Importantly, every November, CCDC organizes the largest Election Day operation in South Jersey. This year, CCDC served as a staging location for over 700 organized labor volunteers sent to work in competitive races all over southern New Jersey.

 

Among the victors last night was Susan Shin Angulo, who became the first Korean-American elected mayor of Cherry Hill with her overwhelming victory.  Women were elected to the majority on Camden City Council with wins by Shaneka Boucher (Ward 1), Marilyn Torres (Ward 3), and Felisha Reyes-Morton (Ward 4),  Democrats elected the first female mayor of Barrington, Patti Harris, Colleen Bianco-Bezich was elected Commissioner in Haddonfield, and Carmen Rodriguez, the first Latina to serve on the county Freeholder board easily won re-election.

 

The victories represent a continued commitment by Camden County Democrats to diversity.  In recent years, Democrats in Camden County also presided over the first female majority in county government in the state, nominated and elected the first Latina (Nilsa Cruz-Perez) in the history of the New Jersey Legislature and the first African-American woman (Dana Redd) to serve in the state Senate in the 5th Legislative District. We also nominated and elected the first Democratic Latina (Gabriela Mosquera) to serve in a predominantly suburban legislative district.
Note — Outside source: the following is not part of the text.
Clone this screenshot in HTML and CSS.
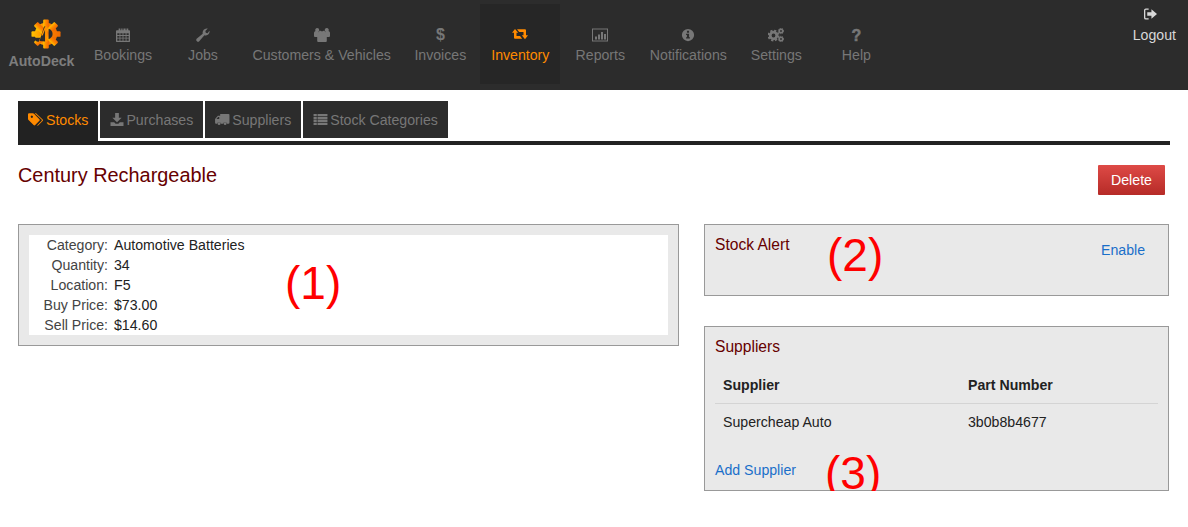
FILE: index.html
```html
<!DOCTYPE html>
<html lang="en">
<head>
    <meta charset="UTF-8">
    <title>AutoDeck - Century Rechargeable</title>
    <link rel="stylesheet" href="styles.css">
</head>
<body>

    <div class="navbar">
        <a class="brand">
            <svg class="brand-logo" viewBox="0 0 32 32">
                <defs>
                    <linearGradient id="gear-fill" x1="0" y1="0" x2="1" y2="0">
                        <stop offset="0" stop-color="#ffc400"/>
                        <stop offset="0.45" stop-color="#ff8a00"/>
                        <stop offset="1" stop-color="#f26a00"/>
                    </linearGradient>
                </defs>
                <g fill="url(#gear-fill)">
                    <circle cx="16" cy="16" r="12"/>
                    <rect x="13" y="0.500" width="6" height="31" rx="1"/>
                    <rect x="0.500" y="13" width="31" height="6" rx="1"/>
                    <rect x="13" y="0.500" width="6" height="31" rx="1" transform="rotate(45 16 16)"/>
                    <rect x="13" y="0.500" width="6" height="31" rx="1" transform="rotate(-45 16 16)"/>
                </g>
                <path d="M9 23.500L14 8l1.500 0v16z" fill="#2c2c2c"/>
                <path d="M4 20h6l-2 4.500-3-1z" fill="#2c2c2c"/>
                <path d="M11 17.500L15 8h2.500v16.500H15v-13l-2.500 6z" fill="#ff9200"/>
                <path d="M18.800 10.500c2.800 1 4.200 3 4.200 5.500s-1.400 4.500-4.200 5.500z" fill="#2c2c2c"/>
            </svg>
            <span class="brand-name">AutoDeck</span>
        </a>

        <a class="nav-item">
            <svg class="nav-icon" viewBox="0 0 16 16"><path fill-rule="evenodd" d="M3 0.500h2v2h1V0.500h1.500v2h1V0.500H11v2h1V0.500h2v2h1a1 1 0 0 1 1 1V15a1 1 0 0 1-1 1H1a1 1 0 0 1-1-1V3.500a1 1 0 0 1 1-1h2zM1.500 6v2h2.500V6zm3.500 0v2h2.500V6zm3.500 0v2H11V6zm3.500 0v2h2.500V6zM1.500 9v2h2.500V9zm3.500 0v2h2.500V9zm3.500 0v2H11V9zm3.500 0v2h2.500V9zM1.500 12v2.500h2.500V12zm3.500 0v2.500h2.500V12zm3.500 0v2.500H11V12zm3.500 0v2.500h2.500V12z"/></svg>
            <span>Bookings</span>
        </a>
        <a class="nav-item">
            <svg class="nav-icon" viewBox="0 0 16 16"><path d="M15.500 3.500c.3 2.600-1.600 5-4.300 5-.6 0-1.100-.1-1.600-.3L3.700 15a2 2 0 0 1-3-2.600l7-5.800c-.8-2.900 1.300-5.900 4.300-6.100.5 0 1 0 1.500.2L10.700 3.500l.5 2 2 .5 2.100-2.800z"/></svg>
            <span>Jobs</span>
        </a>
        <a class="nav-item">
            <svg class="nav-icon nav-icon-wide" viewBox="0 0 16 14"><path d="M3.200 0a2 2 0 0 1 2 2c0 .4-.1.800-.3 1.100L4 4.500V9H1a1 1 0 0 1-1-1V5a2 2 0 0 1 1.500-2A2 2 0 0 1 3.200 0zM12.800 0a2 2 0 0 1 1.700 3A2 2 0 0 1 16 5v3a1 1 0 0 1-1 1h-3V4.500l-.9-1.400A2 2 0 0 1 12.800 0zM6 2.500c.6 1 3.400 1 4 0L12 4.500c.5.500.8 1 .8 1.800V13a1 1 0 0 1-1 1H4.200a1 1 0 0 1-1-1V6.300c0-.8.3-1.300.8-1.800z"/></svg>
            <span>Customers &amp; Vehicles</span>
        </a>
        <a class="nav-item">
            <span class="nav-glyph">$</span>
            <span>Invoices</span>
        </a>
        <a class="nav-item nav-active">
            <svg class="nav-icon nav-icon-wide" viewBox="0 0 16 12"><path d="M3 0L6.200 3.800H4.500V7H8l2.200 2.800H3a1 1 0 0 1-1-1V3.800H0zM5 .3h8a1 1 0 0 1 1 1v5h2l-3 3.900-3.200-3.900h1.700V3H7.200z"/></svg>
            <span>Inventory</span>
        </a>
        <a class="nav-item">
            <svg class="nav-icon nav-icon-wide" viewBox="0 0 16 13"><path fill-rule="evenodd" d="M0 0h16v13H0zM1 1v11h14V1z"/><path d="M3 8h2v3H3zM6 6h2v5H6zM9 3.500h2V11H9zM12 5.500h2V11h-2z"/></svg>
            <span>Reports</span>
        </a>
        <a class="nav-item">
            <svg class="nav-icon" viewBox="0 0 16 16"><path fill-rule="evenodd" d="M8 1a7 7 0 1 1 0 14A7 7 0 0 1 8 1zM6.800 3.200v2.200h2.400V3.200zM5.800 6.500v1.400h1v2.700h-1V12h4.400v-1.400h-1V6.500z"/></svg>
            <span>Notifications</span>
        </a>
        <a class="nav-item">
            <svg class="nav-icon nav-icon-wide" viewBox="0 0 16 14"><g class="cog-lines" fill="none"><circle cx="5.500" cy="7.500" r="3.300" stroke-width="2.800"/><circle cx="5.500" cy="7.500" r="5" stroke-width="1.800" stroke-dasharray="2.200 1.730"/><circle cx="13" cy="3" r="1.700" stroke-width="1.600"/><circle cx="13" cy="3" r="2.700" stroke-width="1" stroke-dasharray="1.200 1"/><circle cx="13" cy="11" r="1.700" stroke-width="1.600"/><circle cx="13" cy="11" r="2.700" stroke-width="1" stroke-dasharray="1.200 1"/></g></svg>
            <span>Settings</span>
        </a>
        <a class="nav-item">
            <span class="nav-glyph nav-glyph-help">?</span>
            <span>Help</span>
        </a>

        <a class="nav-logout">
            <svg class="logout-icon" viewBox="0 0 14 12"><path d="M5 0v1.500H2a.6.6 0 0 0-.6.6v7.800a.6.6 0 0 0 .6.6h3V12H2a2 2 0 0 1-2-2V2a2 2 0 0 1 2-2z"/><path d="M8 .8L14 6l-6 5.200V8H3.500V4H8z"/></svg>
            <span>Logout</span>
        </a>
    </div>

    <div class="content">
        <div class="tabs">
            <a class="tab tab-active">
                <svg class="tab-icon tab-icon-tag" viewBox="0 0 18 14"><path d="M0 1.200A1.200 1.200 0 0 1 1.200 0h4.300a2 2 0 0 1 1.300.6l6 6a1.300 1.300 0 0 1 0 1.800l-4.700 4.800a1.300 1.300 0 0 1-1.800 0l-6-6A2.400 2.400 0 0 1 0 5.800zM3 4a1.300 1.300 0 1 0 0-.100z" fill-rule="evenodd"/><path d="M9 0l7.500 7a1.300 1.300 0 0 1 0 1.800l-4.800 4.800a1.300 1.300 0 0 1-1.500.2l5-5a1.300 1.300 0 0 0 0-1.800L7.500 0z"/></svg>
                <span>Stocks</span>
            </a>
            <a class="tab">
                <svg class="tab-icon tab-icon-down" viewBox="0 0 14 14"><path d="M5 0h4v5h3L7 10 2 5h3z"/><path d="M0 10h4l1.500 1.500h3L10 10h4v4H0z"/></svg>
                <span>Purchases</span>
            </a>
            <a class="tab">
                <svg class="tab-icon" viewBox="0 0 16 14"><path fill-rule="evenodd" d="M5.500 1h9a1 1 0 0 1 1 1v8.500a1 1 0 0 1-1 1h-1.800a2 2 0 0 0-3.900 0H6.200a2 2 0 0 0-3.900 0H1a1 1 0 0 1-1-1V6.500L3 3h2.500V2zM1.500 6.500H4.500V4.200H3.300z"/><circle cx="4.300" cy="11.500" r="1.500"/><circle cx="10.800" cy="11.500" r="1.500"/></svg>
                <span>Suppliers</span>
            </a>
            <a class="tab">
                <svg class="tab-icon" viewBox="0 0 15 14"><path d="M0 1h3.500v2.400H0zM4.300 1H15v2.400H4.300zM0 4.200h3.500v2.400H0zM4.300 4.200H15v2.400H4.300zM0 7.400h3.500v2.400H0zM4.300 7.400H15v2.400H4.300zM0 10.600h3.500V13H0zM4.300 10.600H15V13H4.300z"/></svg>
                <span>Stock Categories</span>
            </a>
        </div>

        <div class="page-head">
            <h1 class="page-title">Century Rechargeable</h1>
            <a class="btn-delete">Delete</a>
        </div>

        <div class="columns">
            <div class="panel panel-details">
                <dl class="details">
                    <dt>Category:</dt><dd>Automotive Batteries</dd>
                    <dt>Quantity:</dt><dd>34</dd>
                    <dt>Location:</dt><dd>F5</dd>
                    <dt>Buy Price:</dt><dd>$73.00</dd>
                    <dt>Sell Price:</dt><dd>$14.60</dd>
                </dl>
                <span class="callout callout-1">(1)</span>
            </div>

            <div class="side">
                <div class="panel panel-alert">
                    <h2 class="panel-title">Stock Alert</h2>
                    <a class="link link-enable">Enable</a>
                    <span class="callout callout-2">(2)</span>
                </div>

                <div class="panel panel-suppliers">
                    <h2 class="panel-title">Suppliers</h2>
                    <table class="supplier-table">
                        <thead>
                            <tr>
                                <th>Supplier</th>
                                <th>Part Number</th>
                            </tr>
                        </thead>
                        <tbody>
                            <tr>
                                <td>Supercheap Auto</td>
                                <td>3b0b8b4677</td>
                            </tr>
                        </tbody>
                    </table>
                    <a class="link">Add Supplier</a>
                    <span class="callout callout-3">(3)</span>
                </div>
            </div>
        </div>
    </div>

</body>
</html>
```

FILE: styles.css
```css
body {
    margin: 0;
    background-color: #fff;
    font-family: "Liberation Sans", Arial, sans-serif;
    font-size: 14.15px;
    line-height: 20px;
    color: #222;
}

.navbar {
    display: flex;
    align-items: stretch;
    height: 90px;
    padding-right: 2px;
    box-sizing: border-box;
    background-color: #2c2c2c;
}

.brand {
    display: flex;
    flex-direction: column;
    align-items: center;
    width: 83px;
    padding-top: 19px;
    box-sizing: border-box;
}

.brand-logo {
    width: 30px;
    height: 30px;
    margin-left: 9px;
}

.brand-name {
    margin-top: 2px;
    font-weight: bold;
    color: #7d7d7d;
}

.nav-item {
    display: flex;
    flex-direction: column;
    align-items: center;
    min-width: 80px;
    height: 80px;
    margin-top: 4px;
    padding: 23px 9.5px 0;
    box-sizing: border-box;
    color: #777;
    fill: #777;
    stroke: #777;
    stroke-width: 0;
}

.nav-item span:last-child {
    margin-top: 3px;
}

.nav-active {
    background-color: #262626;
    color: #ff8a00;
    fill: #ff8a00;
}

.nav-icon {
    width: 14px;
    height: 14px;
    margin-top: 1px;
}

.nav-icon-wide {
    width: 16px;
}

.cog-lines circle {
    fill: none;
}

.nav-glyph {
    height: 15px;
    font-size: 16px;
    font-weight: bold;
    line-height: 15px;
}

.nav-glyph-help {
    padding-top: 1px;
    height: 14px;
    -webkit-text-stroke: 0.5px #777;
}

.nav-logout {
    display: flex;
    flex-direction: column;
    align-items: center;
    margin-left: auto;
    padding: 8px 10px 0;
    color: #d8d8d8;
    fill: #d8d8d8;
}

.logout-icon {
    width: 13px;
    height: 12px;
    margin: 0 7px 5px 0;
}

.content {
    padding: 11px 18px 0;
}

.tabs {
    display: flex;
    align-items: flex-start;
    gap: 2px;
    height: 44px;
    background: linear-gradient(#222, #222) left bottom / 100% 4px no-repeat;
}

.tab {
    display: flex;
    align-items: center;
    gap: 2px;
    height: 37px;
    padding: 0 10px;
    background-color: #2c2c2c;
    color: #777;
    fill: #777;
}

.tab-active {
    height: 44px;
    padding: 0 10px 7px 10px;
    box-sizing: border-box;
    background-color: #222;
    color: #ff8a00;
    fill: #ff8a00;
}

.tab-icon {
    width: 15px;
    height: 13px;
}

.tab-icon-tag {
    width: 16px;
}

.tab-icon-down {
    width: 14px;
}

.page-head {
    display: flex;
    justify-content: space-between;
    align-items: flex-start;
    margin-top: 20px;
    padding-right: 5px;
}

.page-title {
    margin: 0;
    font-size: 19.9px;
    font-weight: normal;
    line-height: 20px;
    color: #660000;
}

.btn-delete {
    width: 67px;
    height: 30px;
    border-radius: 1px;
    background: linear-gradient(#de4a46, #b62b27);
    color: #fff;
    line-height: 30px;
    text-align: center;
}

.columns {
    display: flex;
    align-items: flex-start;
    gap: 25px;
    margin-top: 29px;
}

.panel {
    position: relative;
    padding: 10px;
    box-sizing: border-box;
    border: 1px solid #999;
    background-color: #e9e9e9;
}

.panel-details {
    width: 661px;
}

.side {
    display: flex;
    flex-direction: column;
    gap: 30px;
    width: 465px;
}

.details {
    display: grid;
    grid-template-columns: 79px 1fr;
    column-gap: 6px;
    margin: 0;
    background-color: #fff;
}

.details dt {
    color: #444;
    text-align: right;
}

.details dd {
    margin: 0;
}

.panel-title {
    margin: 0;
    font-size: 15.6px;
    font-weight: normal;
    line-height: 20px;
    color: #660000;
}

.panel-alert {
    display: flex;
    justify-content: space-between;
    align-items: flex-start;
    height: 72px;
}

.link {
    color: #1a6fc9;
}

.link-enable {
    margin: 5px 13px 0 0;
}

.supplier-table {
    width: 100%;
    margin: 10px 0 20px;
    border-collapse: collapse;
}

.supplier-table th,
.supplier-table td {
    padding: 8px;
    text-align: left;
}

.supplier-table th:first-child,
.supplier-table td:first-child {
    width: 229px;
}

.supplier-table th {
    border-bottom: 1px solid #d4d4d4;
}

/* numbered notes put over the screenshot */
.callout {
    position: absolute;
    font-size: 46px;
    line-height: 48px;
    color: #ff0000;
}

.callout-1 {
    left: 266px;
    top: 34px;
}

.callout-2 {
    left: 122px;
    top: 6px;
}

.callout-3 {
    left: 120px;
    top: 122px;
}
```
We also elected the first African-American sheriff in Camden County (Arnold Cream, aka “Jersey Joe Walcott”) and the first female County Democratic Co-Chairwoman (Sandi Love).

 

In addition, Camden County showed it can win tough races tonight as well, with its endorsed candidates winning the majority of the seats on the Camden City School Board.  Nyemah Gillespie and Falio Leyba-Martinez won their city school board race by 466 votes and 138 votes, respectively. Additionally Democrats won competitive races against Republicans and Independents in Bellmawr, Chesilhurst, Gloucester Township,  Haddon Heights, Haddonfield, Lawnside, Pennsauken, Pine Hill, Stratford, Voorhees, Waterford, and Woodlynne.

 

For decades CCDC regularly has hosted well-attended grassroots activism, local candidate, legislative and campaign staff, and campaign treasurer trainings on a wide range of topics including: GOTV, field, and vote-by-mail strategies; social media; earned media; compliance; fundraising; best practices/ethics trainings; messaging; opposition and self-research; candidate recruitment; campaign planning/budgeting; scheduling; debate and media prep; advance; coalition-building; among others.  

 

“Camden County runs a year-round, 365-day political operation because of races like these, and because they keep us sharp for important for statewide and national offices,” closed Chairman Beach.  “We will build on these successes as we prepare to deliver a huge majority for the Democratic nominee for President of the United States, in the US Senate race, and for our members of Congress. We’ve had great success, but the best days are ahead and we owe that to the hard work and commitment of the thousands of people who volunteer and work to get out the vote on election day.”